PROVIDED DATA:
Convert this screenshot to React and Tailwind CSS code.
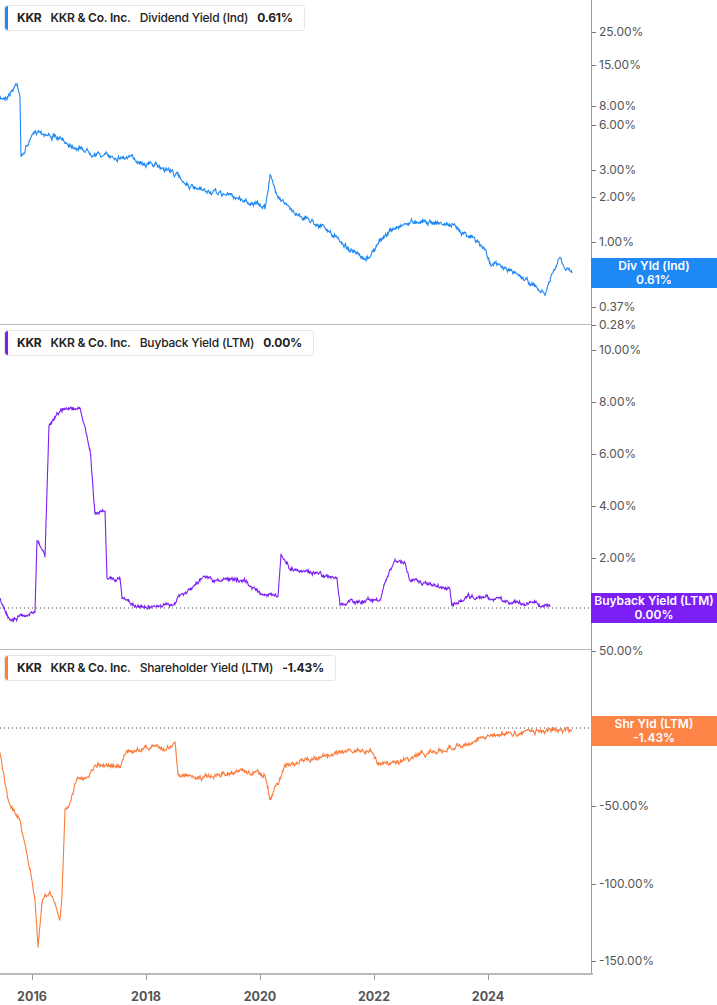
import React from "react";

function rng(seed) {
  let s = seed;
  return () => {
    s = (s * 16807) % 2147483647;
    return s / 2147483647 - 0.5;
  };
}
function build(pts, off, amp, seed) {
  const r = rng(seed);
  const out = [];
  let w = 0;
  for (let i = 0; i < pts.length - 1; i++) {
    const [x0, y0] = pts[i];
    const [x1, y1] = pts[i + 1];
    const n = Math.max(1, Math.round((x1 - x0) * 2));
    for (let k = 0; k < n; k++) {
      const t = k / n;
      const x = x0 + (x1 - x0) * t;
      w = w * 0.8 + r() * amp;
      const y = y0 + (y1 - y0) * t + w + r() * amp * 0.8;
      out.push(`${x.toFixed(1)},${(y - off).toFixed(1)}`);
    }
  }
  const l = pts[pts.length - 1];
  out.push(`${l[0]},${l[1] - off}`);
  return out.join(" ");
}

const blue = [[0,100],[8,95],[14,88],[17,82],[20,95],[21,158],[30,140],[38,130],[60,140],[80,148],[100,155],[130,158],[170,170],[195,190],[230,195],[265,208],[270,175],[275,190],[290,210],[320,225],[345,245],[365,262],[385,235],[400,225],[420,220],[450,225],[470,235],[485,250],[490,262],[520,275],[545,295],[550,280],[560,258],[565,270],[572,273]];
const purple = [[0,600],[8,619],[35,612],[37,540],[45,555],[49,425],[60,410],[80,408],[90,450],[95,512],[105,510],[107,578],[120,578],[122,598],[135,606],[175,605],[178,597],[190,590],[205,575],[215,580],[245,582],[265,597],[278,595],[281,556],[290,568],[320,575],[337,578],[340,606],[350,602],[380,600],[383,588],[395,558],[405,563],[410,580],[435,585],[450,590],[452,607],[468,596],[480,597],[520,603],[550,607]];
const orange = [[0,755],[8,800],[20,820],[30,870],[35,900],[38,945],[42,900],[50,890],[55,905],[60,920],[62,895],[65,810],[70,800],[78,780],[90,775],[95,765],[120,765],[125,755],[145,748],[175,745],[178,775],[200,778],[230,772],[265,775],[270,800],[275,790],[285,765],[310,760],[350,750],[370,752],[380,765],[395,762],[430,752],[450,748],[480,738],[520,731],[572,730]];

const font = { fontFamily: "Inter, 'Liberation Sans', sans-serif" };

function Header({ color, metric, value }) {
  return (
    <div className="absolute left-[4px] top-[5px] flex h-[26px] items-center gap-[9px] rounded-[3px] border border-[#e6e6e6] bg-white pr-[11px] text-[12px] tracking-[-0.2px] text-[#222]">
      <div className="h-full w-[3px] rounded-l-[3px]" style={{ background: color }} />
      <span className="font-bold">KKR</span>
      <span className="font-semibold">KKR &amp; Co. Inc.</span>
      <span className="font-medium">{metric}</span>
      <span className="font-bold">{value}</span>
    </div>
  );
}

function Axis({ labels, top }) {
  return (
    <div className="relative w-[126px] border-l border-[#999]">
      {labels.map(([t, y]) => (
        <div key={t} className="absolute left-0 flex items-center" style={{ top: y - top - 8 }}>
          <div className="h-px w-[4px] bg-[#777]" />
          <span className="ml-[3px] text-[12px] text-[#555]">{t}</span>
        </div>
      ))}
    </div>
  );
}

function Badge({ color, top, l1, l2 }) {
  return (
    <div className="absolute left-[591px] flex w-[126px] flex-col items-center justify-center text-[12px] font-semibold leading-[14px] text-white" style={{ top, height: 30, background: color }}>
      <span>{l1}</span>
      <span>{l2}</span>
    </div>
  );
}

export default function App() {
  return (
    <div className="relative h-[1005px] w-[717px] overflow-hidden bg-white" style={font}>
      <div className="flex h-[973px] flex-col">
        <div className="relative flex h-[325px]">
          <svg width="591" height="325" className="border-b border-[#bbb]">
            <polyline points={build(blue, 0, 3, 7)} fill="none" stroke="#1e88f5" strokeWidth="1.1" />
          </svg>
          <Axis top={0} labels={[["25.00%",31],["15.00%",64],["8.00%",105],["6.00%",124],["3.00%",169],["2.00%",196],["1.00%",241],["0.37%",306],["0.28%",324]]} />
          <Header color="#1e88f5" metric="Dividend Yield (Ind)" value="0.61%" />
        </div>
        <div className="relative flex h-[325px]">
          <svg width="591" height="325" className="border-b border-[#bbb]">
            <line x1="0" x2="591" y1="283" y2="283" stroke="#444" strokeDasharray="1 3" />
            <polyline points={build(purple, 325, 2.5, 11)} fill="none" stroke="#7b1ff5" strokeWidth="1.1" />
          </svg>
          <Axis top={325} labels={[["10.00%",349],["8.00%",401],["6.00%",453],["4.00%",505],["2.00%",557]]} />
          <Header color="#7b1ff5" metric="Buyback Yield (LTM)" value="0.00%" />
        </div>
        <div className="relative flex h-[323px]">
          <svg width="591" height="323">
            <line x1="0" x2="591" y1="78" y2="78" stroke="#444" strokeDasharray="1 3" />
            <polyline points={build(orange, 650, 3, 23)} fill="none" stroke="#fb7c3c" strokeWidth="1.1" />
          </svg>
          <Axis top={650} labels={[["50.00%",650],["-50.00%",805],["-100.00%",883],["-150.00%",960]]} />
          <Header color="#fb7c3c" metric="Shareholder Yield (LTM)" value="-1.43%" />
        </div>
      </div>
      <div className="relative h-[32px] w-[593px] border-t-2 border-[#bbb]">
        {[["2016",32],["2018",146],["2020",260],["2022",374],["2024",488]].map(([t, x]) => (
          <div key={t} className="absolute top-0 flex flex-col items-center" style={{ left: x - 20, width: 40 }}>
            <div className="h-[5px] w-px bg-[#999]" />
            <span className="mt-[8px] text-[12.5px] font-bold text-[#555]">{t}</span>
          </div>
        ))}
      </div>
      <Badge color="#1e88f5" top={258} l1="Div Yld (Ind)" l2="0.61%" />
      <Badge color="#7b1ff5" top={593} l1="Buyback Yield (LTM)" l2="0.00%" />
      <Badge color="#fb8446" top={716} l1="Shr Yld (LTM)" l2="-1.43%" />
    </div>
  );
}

WORK INSTRUCTIONS: Extract from the data every line where "React" shows up.

EXERCISE OUTPUT:
Convert this screenshot to React and Tailwind CSS code.
import React from "react";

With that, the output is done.